Lisa D!: Got any good recommendations for pork adobo in Sac? Also, Filipino fast food joints are such a curiosity for me (the only one I've been to is Jollibee in SF)--I think the combinatiions are pretty dang fascinating: spaghetti + hot dogs or fried chicken + rice for example...

http://www.jollibee.com.ph/products.htm

Pres,
SASSF

beckler said...

oops. now i've insulted stockton, kfed IS from fresno.

Anonymous said...

Yea, K-Fed is 559, not 209. Yo.

P-Res,
SASSF

josh said...

when i lived in nyc in 1996, my roommate jay brown, who was pinoy himself, got this bug that he had to find the best flip restaurant in new york. so he does some research and we go out to this place with a cool bamboo hut canoe/nautical rustic theme, dust caked all over everything, old filipino waitresses, the whole bit. all i remember is that there were cut-up hot dogs in one of the dishes. i guess spam is really popular in the philippines, too. but that's true of nearly all island nations, isn't it?
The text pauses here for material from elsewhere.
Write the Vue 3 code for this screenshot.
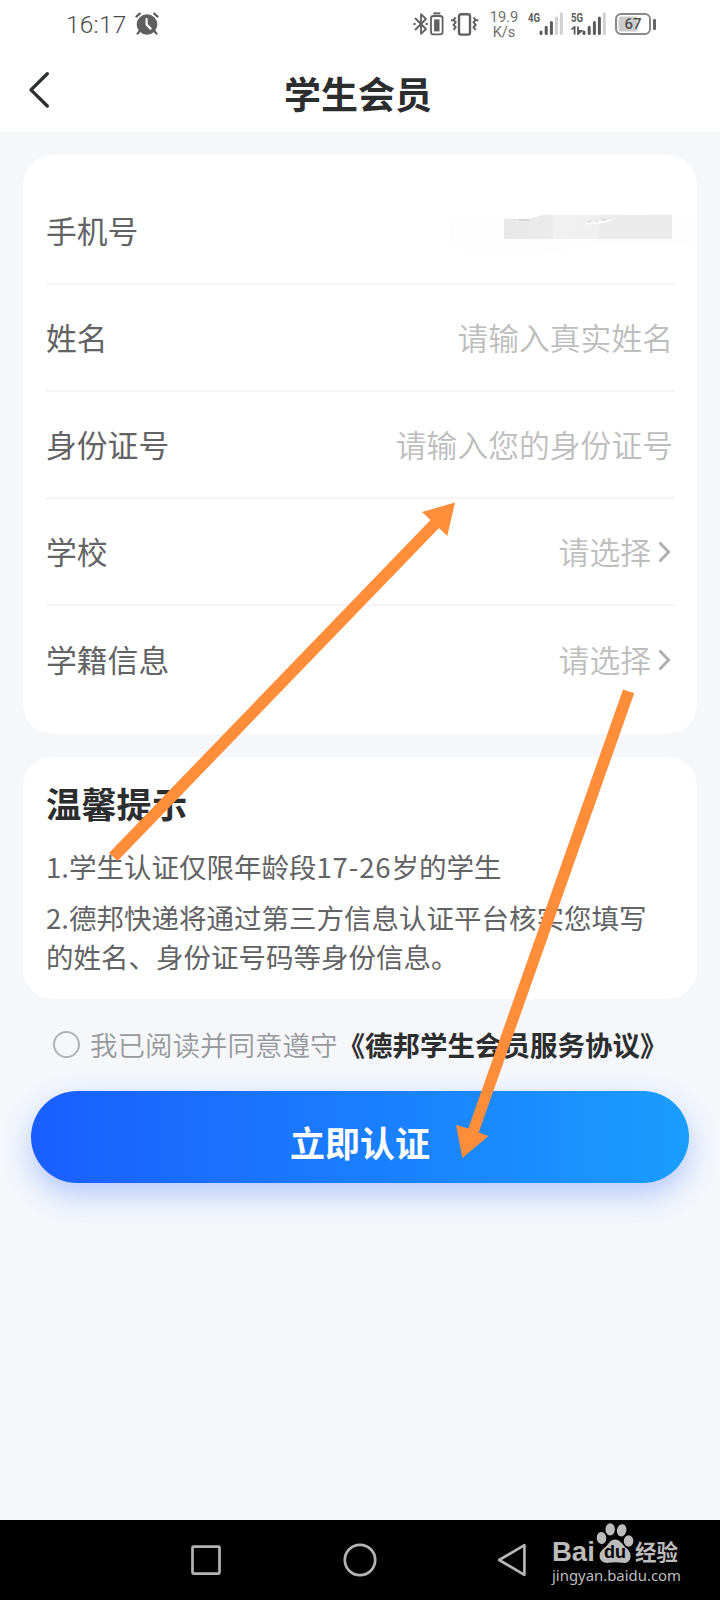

Tazmanian Writer (Jocelyn) said...

My favorite Filipino dish is fresh lumpia. It's nothing like the fried version (which are usually great but not always what I'm looking for). Fresh lumpia is fresh vegetables (pretty much of a rarity for Filipino cuisine) like cabbage, onions, garlic and carrot slivers etc. that are slightly sauteed with chicken and/or shrimp, and then rolled in a eggy crepe and smothered in a sweet dark sauce topped with chopped peanuts. I could do without the sauce but it's one of the few healthy choices I know for Filipino cooking. South Villa has a mighty tasty fresh lumpia. Pinakbet is another vegetable dish, but only order it if like bitter vegetables. South Villa's halo halo (that means mix-mix I think) isn't bad. I'm always amused by the purple ube ice cream on top.